Last point—who benefits from declining a relationship, a troubled relationship, between the US and the Ukraine? The Russians. And by the way, who benefits from Trump’s policy in Syria? The Russians. So I think, the things I pointed out in my book, while not specific to these events, certainly explain them. Including my chapter on the Russia connection.[emphasis supplied twice in the paragraph]
How did all this start? What was it about predictions that tugged on your sleeve?
First of all, historians don’t make predictions, typically, historians write about dead people, so they don’t have to take any risks. I didn’t think about being a predictor when I first got my PhD at Harvard in 1973. I’d love to tell you I came across my prediction system through years of ruining my eyes in libraries, archives, year of deep contemplation. I became a predictor, totally by accident, in 1981. I met another visiting scholar, Vladimir Keilis-Borok, who was the world’s leading authority on earthquake prediction.
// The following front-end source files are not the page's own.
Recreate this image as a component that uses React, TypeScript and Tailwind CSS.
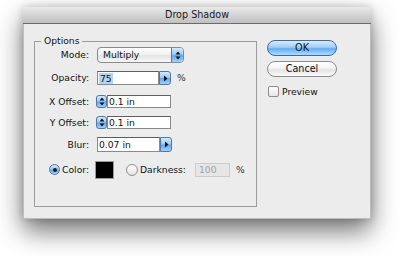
import React from 'react';

const font = { fontFamily: '"DejaVu Sans", "Noto Sans", sans-serif' };

function UpDown() {
  return (
    <svg width="6" height="9" viewBox="0 0 6 9">
      <path d="M3 0.5 L5.5 3.5 H0.5 Z" fill="#111" />
      <path d="M3 8.5 L5.5 5.5 H0.5 Z" fill="#111" />
    </svg>
  );
}

function RightArrow() {
  return (
    <svg width="5" height="7" viewBox="0 0 5 7">
      <path d="M1 0.5 L4.5 3.5 L1 6.5 Z" fill="#111" />
    </svg>
  );
}

const aquaFill = 'bg-[linear-gradient(to_bottom,#d4eafd_0%,#a0cbf5_45%,#62a6ee_55%,#a3d3fb_100%)]';
const aqua = `${aquaFill} border border-[#4f78a8]`;

function Label({ children }: { children: React.ReactNode }) {
  return <div className="w-[54px] shrink-0 text-right">{children}</div>;
}

export default function App() {
  return (
    <div className="w-[400px] h-[256px] bg-white pt-[7px] pl-[23px] text-[9.2px] text-[#111]" style={font}>
      <div className="w-[348px] h-[212px] flex flex-col shadow-[0_12px_24px_rgba(0,0,0,0.55),0_0_8px_rgba(0,0,0,0.18)]">
        {/* title bar */}
        <div className="h-[17px] shrink-0 flex items-center justify-center border-b border-[#6b6b6b] bg-[linear-gradient(to_bottom,#e9e9e9,#c0c0c0)] text-[9.6px] text-[#1a1a1a]">
          Drop Shadow
        </div>
        <div className="flex-1 bg-[#ececec] flex border-x border-b border-[#bdbdbd]">
          {/* Options group */}
          <div className="relative ml-[10px] mt-[17px] w-[223px] h-[166px] border border-[#9c9c9c] pt-[5px] flex flex-col">
            <span className="absolute -top-[7px] left-[6px] bg-[#ececec] px-[3px] leading-[12px]">Options</span>

            {/* Mode */}
            <div className="flex items-center h-[16px] gap-[8px]">
              <Label>Mode:</Label>
              <div className="flex h-[16px] w-[87px] rounded-[4px] border border-[#8a8a8a] overflow-hidden bg-[linear-gradient(to_bottom,#ffffff,#f0f0f0_50%,#e2e2e2_51%,#f7f7f7)]">
                <div className="flex-1 pl-[5px] flex items-center">Multiply</div>
                <div className={`w-[12px] flex items-center justify-center border-l border-[#4f78a8] ${aquaFill}`}>
                  <UpDown />
                </div>
              </div>
            </div>

            {/* Opacity */}
            <div className="flex items-center h-[14px] gap-[8px] mt-[8px]">
              <Label>Opacity:</Label>
              <div className="flex h-[14px]">
                <div className="w-[62px] bg-white border border-[#8a8a8a] border-t-[#5e5e5e] flex items-center pl-[1px]">
                  <span className="bg-[#b3d4f6] px-[1px] leading-[11px]">75</span>
                </div>
                <div className={`w-[12px] rounded-r-[3px] flex items-center justify-center ${aqua}`}>
                  <RightArrow />
                </div>
              </div>
              <span className="ml-[-2px] text-[#333]">%</span>
            </div>

            {/* X Offset */}
            <div className="flex items-center h-[13px] gap-[7px] mt-[10px]">
              <Label>X Offset:</Label>
              <div className="flex h-[13px]">
                <div className={`w-[11px] rounded-[3px] flex items-center justify-center ${aqua}`}>
                  <UpDown />
                </div>
                <div className="w-[64px] bg-white border border-[#8a8a8a] border-t-[#5e5e5e] flex items-center pl-[1px]">0.1 in</div>
              </div>
            </div>

            {/* Y Offset */}
            <div className="flex items-center h-[13px] gap-[7px] mt-[8px]">
              <Label>Y Offset:</Label>
              <div className="flex h-[13px]">
                <div className={`w-[11px] rounded-[3px] flex items-center justify-center ${aqua}`}>
                  <UpDown />
                </div>
                <div className="w-[64px] bg-white border border-[#8a8a8a] border-t-[#5e5e5e] flex items-center pl-[1px]">0.1 in</div>
              </div>
            </div>

            {/* Blur */}
            <div className="flex items-center h-[15px] gap-[8px] mt-[8px]">
              <Label>Blur:</Label>
              <div className="flex h-[15px]">
                <div className="w-[63px] bg-white border border-[#8a8a8a] border-t-[#5e5e5e] flex items-center pl-[1px]">0.07 in</div>
                <div className={`w-[12px] rounded-r-[3px] flex items-center justify-center ${aqua}`}>
                  <RightArrow />
                </div>
              </div>
            </div>

            {/* Color / Darkness */}
            <div className="flex items-center h-[18px] mt-[9px]">
              <div className="w-[54px] shrink-0 flex items-center justify-end gap-[2px]">
                <div className={`w-[11px] h-[11px] rounded-full flex items-center justify-center ${aqua}`}>
                  <div className="w-[4px] h-[4px] rounded-full bg-[#1a1a1a]" />
                </div>
                <span>Color:</span>
              </div>
              <div className="ml-[6px] w-[19px] h-[18px] bg-black border border-[#9a9a9a]" />
              <div className="ml-[12px] w-[12px] h-[12px] rounded-full border border-[#8d8d8d] bg-[linear-gradient(to_bottom,#ffffff,#e4e4e4)]" />
              <span className="ml-[2px]">Darkness:</span>
              <div className="ml-[9px] w-[35px] h-[14px] bg-[#e6e6e6] border border-[#cbcbcb] flex items-center pl-[3px] text-[#a0a0a0]">100</div>
              <span className="ml-[6px] text-[#333]">%</span>
            </div>
          </div>

          {/* Buttons */}
          <div className="ml-[10px] mt-[16px] flex flex-col w-[70px]">
            <div className="h-[16px] rounded-full border border-[#3e6aa0] flex items-center justify-center bg-[linear-gradient(to_bottom,#d6ecff_0%,#a0cdf7_45%,#66acf0_55%,#aedcfd_100%)] text-[9.6px]">
              OK
            </div>
            <div className="h-[16px] mt-[5px] rounded-full border border-[#8c8c8c] flex items-center justify-center bg-[linear-gradient(to_bottom,#ffffff_0%,#f4f4f4_45%,#e4e4e4_55%,#fafafa_100%)] text-[9.6px]">
              Cancel
            </div>
            <div className="flex items-center mt-[8px] ml-[1px] gap-[3px]">
              <div className="w-[11px] h-[11px] rounded-[2px] border border-[#8d8d8d] bg-[linear-gradient(to_bottom,#ffffff,#e6e6e6)]" />
              <span>Preview</span>
            </div>
          </div>
        </div>
      </div>
    </div>
  );
}
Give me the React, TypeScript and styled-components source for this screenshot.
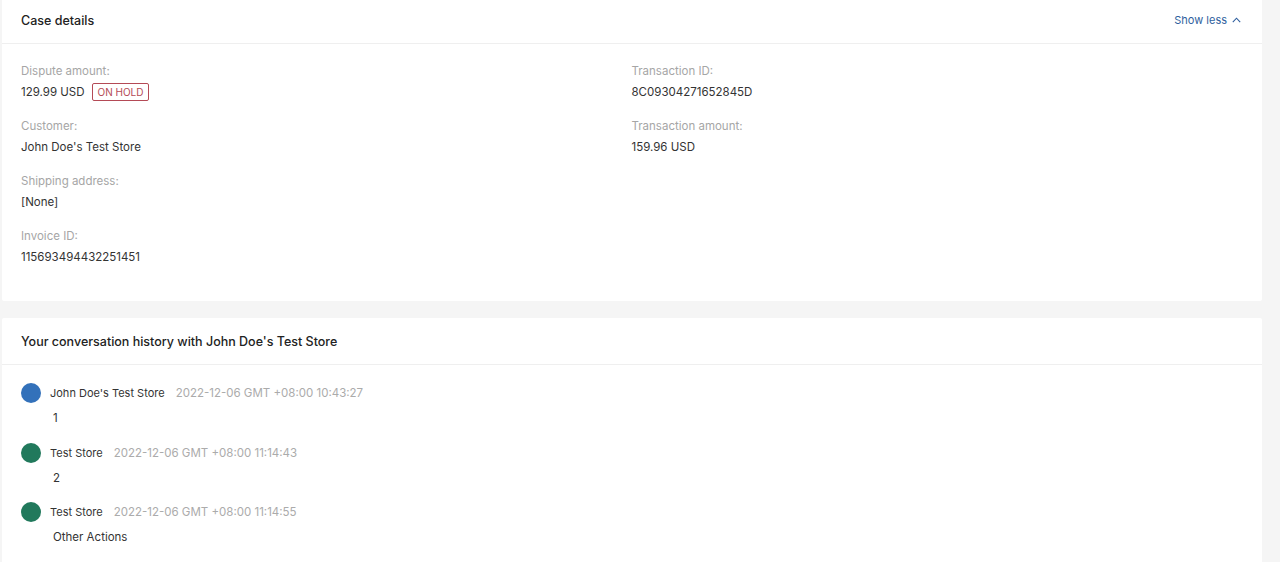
import React, { FC } from 'react'
import styled, { createGlobalStyle } from 'styled-components'

const GlobalStyle = createGlobalStyle`
html, body {
    margin: 0;
    padding: 0;
    background: #f5f5f5;
    font-family: Inter, "Noto Sans", "Liberation Sans", sans-serif;
    color: #333;
    overflow: hidden;
}
`

type Field = { label: string; value: string; badge?: string }
type Message = { author: string; time: string; text: string; color: string }

const leftFields: Field[] = [
    { label: 'Dispute amount', value: '129.99 USD', badge: 'ON HOLD' },
    { label: 'Customer', value: "John Doe's Test Store" },
    { label: 'Shipping address', value: '[None]' },
    { label: 'Invoice ID', value: '115693494432251451' },
]

const rightFields: Field[] = [
    { label: 'Transaction ID', value: '8C09304271652845D' },
    { label: 'Transaction amount', value: '159.96 USD' },
]

const BLUE = '#3371ba'
const GREEN = '#21795c'

const messages: Message[] = [
    { author: "John Doe's Test Store", time: '2022-12-06 GMT +08:00 10:43:27', text: '1', color: BLUE },
    { author: 'Test Store', time: '2022-12-06 GMT +08:00 11:14:43', text: '2', color: GREEN },
    { author: 'Test Store', time: '2022-12-06 GMT +08:00 11:14:55', text: 'Other Actions', color: GREEN },
    { author: "John Doe's Test Store", time: '2022-12-06 GMT +08:00 11:20:08', text: '3', color: BLUE },
]

const StyledPage = styled.div`
margin-top: -3px;
padding: 0 18px 0 2px;
display: flex;
flex-direction: column;
gap: 17px;
`

const StyledCard = styled.section`
background: #fff;
border-radius: 2px;
`

const StyledCardHeader = styled.div`
height: 46px;
padding: 0 21px 0 19px;
display: flex;
align-items: center;
justify-content: space-between;
border-bottom: 1px solid #efefef;

h2 {
    margin: 0;
    font-size: 12.5px;
    font-weight: 500;
    color: #222;
}
`

const StyledToggle = styled.button`
border: none;
background: none;
padding: 0;
display: flex;
align-items: center;
gap: 5px;
font-family: inherit;
font-size: 11px;
color: #2f5f9e;
cursor: pointer;
`

const StyledDetails = styled.div`
padding: 17px 20px 20px 19px;
display: grid;
grid-template-columns: 1fr 1fr;
`

const StyledColumn = styled.div`
display: flex;
flex-direction: column;
`

const StyledField = styled.div`
margin-bottom: 14px;

.label {
    font-size: 11.5px;
    line-height: 20px;
    color: #a6a6a6;
}
.value {
    margin-top: 1px;
    font-size: 11.5px;
    line-height: 20px;
    color: #333;
    display: flex;
    align-items: center;
    gap: 7px;
}
`

const StyledBadge = styled.span`
border: 1px solid #b44a56;
border-radius: 2px;
padding: 0 5px;
font-size: 10px;
line-height: 16px;
color: #b44a56;
`

const StyledHistory = styled.div`
padding: 18px 19px 0;
display: flex;
flex-direction: column;
`

const StyledItem = styled.div`
margin-bottom: 14.5px;
`

const StyledItemHead = styled.div`
display: flex;
align-items: center;
height: 20px;

.name {
    margin-left: 9px;
    font-size: 11px;
    color: #333;
}
.time {
    margin-left: 11px;
    font-size: 11.5px;
    color: #ababab;
}
`

const StyledAvatar = styled.span<{ $color: string }>`
width: 20px;
height: 20px;
border-radius: 50%;
background: ${p => p.$color};
flex-shrink: 0;
`

const StyledText = styled.div`
margin-top: 5px;
padding-left: 32px;
font-size: 11.5px;
line-height: 20px;
color: #333;
`

const FieldBlock: FC<{ field: Field }> = ({ field }) => (
    <StyledField>
        <div className='label'>{field.label}:</div>
        <div className='value'>
            {field.value}
            {field.badge && <StyledBadge>{field.badge}</StyledBadge>}
        </div>
    </StyledField>
)

const App: FC = () => {
    return (
        <>
            <GlobalStyle />
            <StyledPage>
                <StyledCard>
                    <StyledCardHeader>
                        <h2>Case details</h2>
                        <StyledToggle>
                            Show less
                            <svg width='9' height='6' viewBox='0 0 9 6' fill='none'>
                                <path d='M0.8 5.2 L4.5 1.2 L8.2 5.2' stroke='#2f5f9e' strokeWidth='1.1' />
                            </svg>
                        </StyledToggle>
                    </StyledCardHeader>
                    <StyledDetails>
                        <StyledColumn>
                            {leftFields.map(f => <FieldBlock key={f.label} field={f} />)}
                        </StyledColumn>
                        <StyledColumn>
                            {rightFields.map(f => <FieldBlock key={f.label} field={f} />)}
                        </StyledColumn>
                    </StyledDetails>
                </StyledCard>
                <StyledCard>
                    <StyledCardHeader>
                        <h2>Your conversation history with John Doe's Test Store</h2>
                    </StyledCardHeader>
                    <StyledHistory>
                        {messages.map((m, i) => (
                            <StyledItem key={i}>
                                <StyledItemHead>
                                    <StyledAvatar $color={m.color} />
                                    <span className='name'>{m.author}</span>
                                    <span className='time'>{m.time}</span>
                                </StyledItemHead>
                                <StyledText>{m.text}</StyledText>
                            </StyledItem>
                        ))}
                    </StyledHistory>
                </StyledCard>
            </StyledPage>
        </>
    )
}

export default App
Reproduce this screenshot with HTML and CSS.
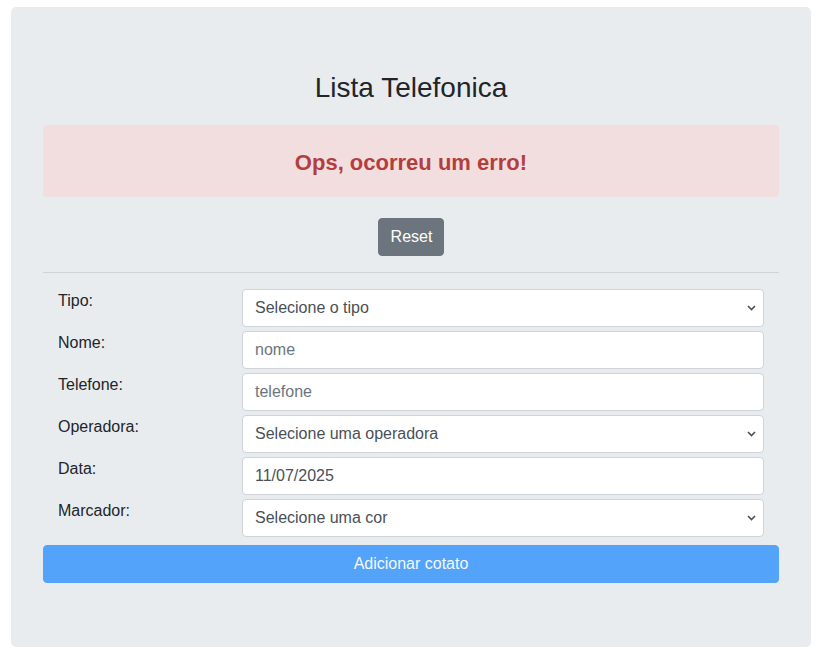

We became the odd couple of political predictions. We developed thirteen keys to the White House by looking back from 1860 to 1980, using the methods of earthquake prediction, which were pattern recognition, to see what patterns were associated with victory and defeat to the incumbent party. In other words, the key to the system is reconceptualizing presidential election in geophysical terms. Stability is the party holding the White House wins. The earthquake is they lose. Our system of 13 keys is not random, but based on the proposition that American presidential elections are essentially a vote up or down on the strength and performance of the party and power. And virtually all our keys gauge those factors.
What I want to ask is how that deals with the nature of chance. After 2016, there was this big reckoning about what percentages really mean. If Trump has a 33 percent chance of winning, what does that mean? And the same idea with Jane Mayer’s work [on the scholar Kathleen Hall Jamieson], which gauged the chances that Russian interference made a difference in the election.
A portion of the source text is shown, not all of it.